MR. CHIEF JUSTICE GRIMES, dissenting.

 

I find it impossible to agree with the views of my colleagues of this Bench as expressed in the majority opinion which they have just read, wherein they denied the motion to dimiss in the two above-entitled causes ; and I find it my bounden duty to place upon record my reasons for disagreeing with them.

 

A bill of exceptions may be defined, in language sufficiently simple for the lay mind to grasp, as a statement in writing setting forth in particularity the exceptions which have been taken over objections to sundry interlocutory and final rulings given by the trial judge during the progress of a trial. Said bill of exceptions, when so prepared, must be presented to the trial judge, requesting his signature thereto as evidence to the appellate court that said points had been raised before him and that he had expressed the opinions therein indicated in the said case, which points are being challenged as correct by the losing party.
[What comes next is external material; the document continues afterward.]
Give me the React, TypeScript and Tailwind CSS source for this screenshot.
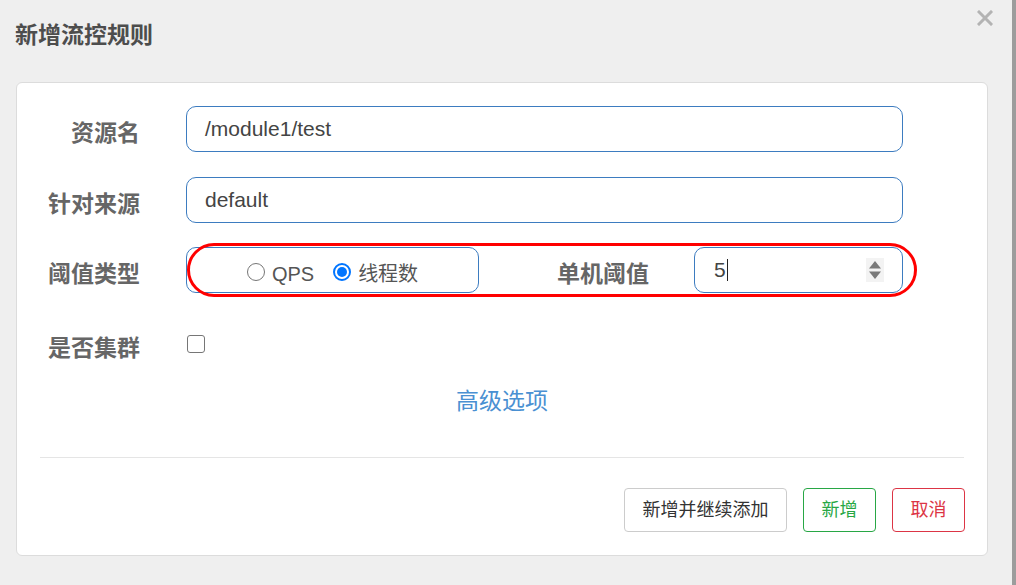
import React from 'react';

const font = { fontFamily: '"Liberation Sans", "Noto Sans CJK SC", sans-serif' };

const Label: React.FC<{ text: string }> = ({ text }) => (
  <div className="h-[46px] w-[123px] text-right text-[23px] font-bold leading-[54px] text-[#666]">{text}</div>
);

const TextInput: React.FC<{ value: string }> = ({ value }) => (
  <div className="ml-[46px] flex h-[46px] w-[717px] items-center rounded-[10px] border border-[#3d7cc0] bg-white pl-[18px] text-[21px] text-[#444]">
    {value}
  </div>
);

const Radio: React.FC<{ checked?: boolean; label: string }> = ({ checked, label }) => (
  <div className="flex items-center">
    {checked ? (
      <span className="flex h-[18px] w-[18px] items-center justify-center rounded-full border-2 border-[#0075ff] bg-white">
        <span className="h-[10px] w-[10px] rounded-full bg-[#0075ff]" />
      </span>
    ) : (
      <span className="h-[18px] w-[18px] rounded-full border-[1.5px] border-[#767676] bg-white" />
    )}
    <span className="ml-[7px] pt-[5px] text-[20px] leading-[28px] text-[#555]">{label}</span>
  </div>
);

const App: React.FC = () => {
  return (
    <div className="flex h-[585px] w-[1016px] overflow-hidden bg-[#efefef]" style={font}>
      <div className="flex-1">
        {/* Header */}
        <div className="flex h-[82px] items-start justify-between pl-[15px] pr-[19px]">
          <h1 className="mt-[20px] text-[23px] font-bold leading-[30px] text-[#4d4d4d]">新增流控规则</h1>
          <svg className="mt-[10px]" width="16" height="16" viewBox="0 0 16 16">
            <path d="M2 2 L14 14 M14 2 L2 14" stroke="#b3b3b3" strokeWidth="3" strokeLinecap="square" />
          </svg>
        </div>

        {/* Card */}
        <div className="ml-[16px] w-[972px] rounded-[6px] border border-[#dcdcdc] bg-white pt-[23px] pb-[23px]">
          <div className="flex items-center">
            <Label text="资源名" />
            <TextInput value="/module1/test" />
          </div>

          <div className="mt-[25px] flex items-center">
            <Label text="针对来源" />
            <TextInput value="default" />
          </div>

          <div className="relative mt-[24px] flex items-center">
            <Label text="阈值类型" />
            <div className="ml-[46px] flex h-[46px] w-[293px] items-center justify-center gap-[19px] rounded-[10px] border border-[#3d7cc0] pt-[3px]">
              <Radio label="QPS" />
              <Radio checked label="线程数" />
            </div>
            <div className="h-[46px] w-[170px] text-right text-[23px] font-bold leading-[54px] text-[#666]">单机阈值</div>
            <div className="ml-[45px] flex h-[46px] w-[209px] items-center justify-between rounded-[10px] border border-[#3d7cc0] bg-white pl-[19px] pr-[18px]">
              <span className="flex items-center text-[21px] text-[#444]">
                5<span className="ml-[1px] inline-block h-[22px] w-[1.5px] bg-[#222]" />
              </span>
              <span className="flex h-[24px] w-[18px] items-center justify-center bg-[#f3f3f3]">
                <svg width="14" height="22" viewBox="0 0 14 22">
                  <path d="M7 2 L13 9.5 L1 9.5 Z" fill="#7a7a7a" />
                  <path d="M1 12.5 L13 12.5 L7 20 Z" fill="#7a7a7a" />
                </svg>
              </span>
            </div>
            {/* annotation */}
            <div className="absolute left-[170px] top-[-4px] h-[54px] w-[730px] rounded-full border-[3px] border-[#ff0000]" />
          </div>

          <div className="mt-[28px] flex items-center">
            <Label text="是否集群" />
            <div className="ml-[47px] h-[18px] w-[18px] rounded-[3px] border-[1.5px] border-[#767676] bg-white" />
          </div>

          <div className="mt-[19px] text-center text-[23px] leading-[30px] text-[#4a90d2]">高级选项</div>

          <div className="mx-[23px] mt-[41px] h-px bg-[#e5e5e5]" />

          <div className="mt-[30px] flex justify-end gap-[16px] pr-[22px]">
            <button className="h-[44px] w-[163px] rounded-[4px] border border-[#cccccc] bg-white text-[18px] text-[#333]">
              新增并继续添加
            </button>
            <button className="h-[44px] w-[73px] rounded-[4px] border border-[#28a745] bg-white text-[18px] text-[#28a745]">
              新增
            </button>
            <button className="h-[44px] w-[73px] rounded-[4px] border border-[#dc3545] bg-white text-[18px] text-[#dc3545]">
              取消
            </button>
          </div>
        </div>
      </div>
      {/* edge of page behind */}
      <div className="w-[4px] bg-[#9c9c9c]" />
    </div>
  );
};

export default App;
The judge’s approval thereof joins issue, whether his interpretation of the law was correct or that of the party seeking a review of the cause.

 

In the two cases now under consideration the venue of the bill of exceptions is not laid in the Circuit Court for the Third Judicial Circuit which was the trial court, but rather it is laid in the Supreme Court of the Republic of Liberia which is the Court of review. Moreover, it is not addressed to His Honor Judge Witherspoon who was the trial judge, but rather to the Chief Justice and the four Associate Justices who are presently seated upon this Bench.

 

It is true that the Legislature of Liberia, at its session of 1935-36, prescribed four reasons, and four reasons only, upon which an appeal might be dismissed. L. 1935-36, ch. VII, § 1. However, I maintain, as I have always done, that all statutes must be construed within the spirit rather than within the letter of the law for, according to the old maxim, V erba intentioni, non e contra, debent inservire, that is, “words ought to be more subservient to the intent and not the intent to the words.” Black, Law Dictionary 1729 (4th ed. 1950 . Another maxim states the same principle: Qui haeret in litera haeret in cortice, which means that whosoever adheres merely to the letter of the law is as one who sticks only to the bark of a tree.

 

Here then arises the position which I regard as anomalous, that is, laying the venue in the Supreme Court and addressing the bill of exceptions, complaining of errors alleged to have been committed in the trial court, to the Justices of this Court. What makes it more paradoxical is that His Honor Judge Witherspoon approved said bill of exceptions which is tantamount to having a judge of a court of inferior jurisdiction endorse or approve a bill of exceptions alleging that the appellate court and not he has committed the error.

 

Can we take jurisdiction of such a paper? I think not. To my mind it matters little that Judge Witherspoon was the trial judge and approved said bill of exceptions. The point is that the paper was not intended for or addressed to said judge or to the court over which he presides. Therefore, he had no right whatever to open that document, much less to attach his approval thereto. One can see from this that I personally do not regard the error as merely technical, but rather as fundamental. Hence I contend and maintain that we should not have accepted that paper as a basis for reviewing the cause appealed to us.

 

The majority of my colleagues are of a different opinion; hence this dissent.